Seeing the cash crunch, exploration and production companies worldwide have saved or raised $130 billion since the oil price crash. Much of that has come from asset sales and issuing more stock. One of the key ways companies have managed to stay viable has been through reducing their production costs. Today, about 95 percent of production costs (lease operating expenses and production taxes) of U.S.-origin players is below $15 per barrel-of-oil equivalent, versus 65 percent in the second quarter 2014.

 

 

 

OPEC doesn’t know ‘how we are going to live together’ with shale

 

(Bloomberg; Feb. 22) - So what do the world’s elite energy minds talk about when they gather at Houston’s IHS CERAWeek energy conference? Here are some snippets from the first day, Feb. 22: “Can’t we all just get along?” Maybe not, said OPEC Secretary-General Abdalla Salem El-Badri. The group is struggling to co-exist with U.S. shale. "Shale oil in the United States, I don’t know how we are going to live together," El-Badri said. Shale drillers can boost output in response to price increases faster than anything OPEC has ever seen, he said. That complicates the group’s ability to prop up prices.

 

But there was some good news: Oil’s going back to $80 a barrel!
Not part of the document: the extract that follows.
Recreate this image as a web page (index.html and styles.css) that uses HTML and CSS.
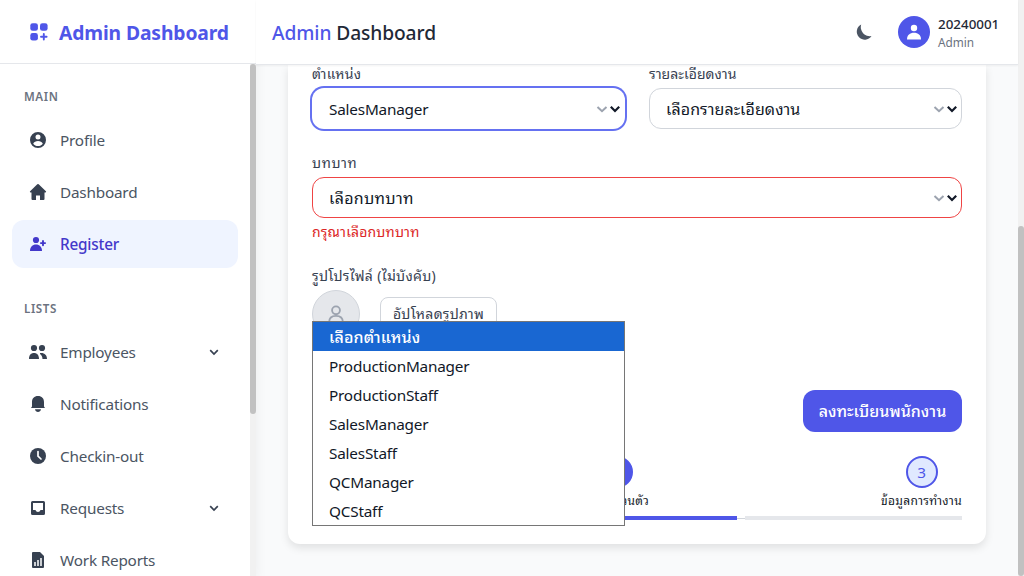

The bad news: Not until 2020, according to the International Energy Agency’s medium-term outlook released Feb. 22. Meanwhile, low prices and investment cutbacks will take a toll. “The historic investment cuts we are seeing raise the odds of unpleasant oil-security surprises in the not-too-distant future,” IEA head Fatih Birol said.

 

Want to know why the acquisition boom hasn’t taken off in the oil and gas industry, weakened by low prices? Look to the heavy debt load, said Occidental Petroleum CEO Stephen Chazen. Under so-called change-of-control provisions, the debts of many U.S. drillers would have to be paid off by any company that acquires them. The specter of those large, upfront costs are discouraging takeovers, he said.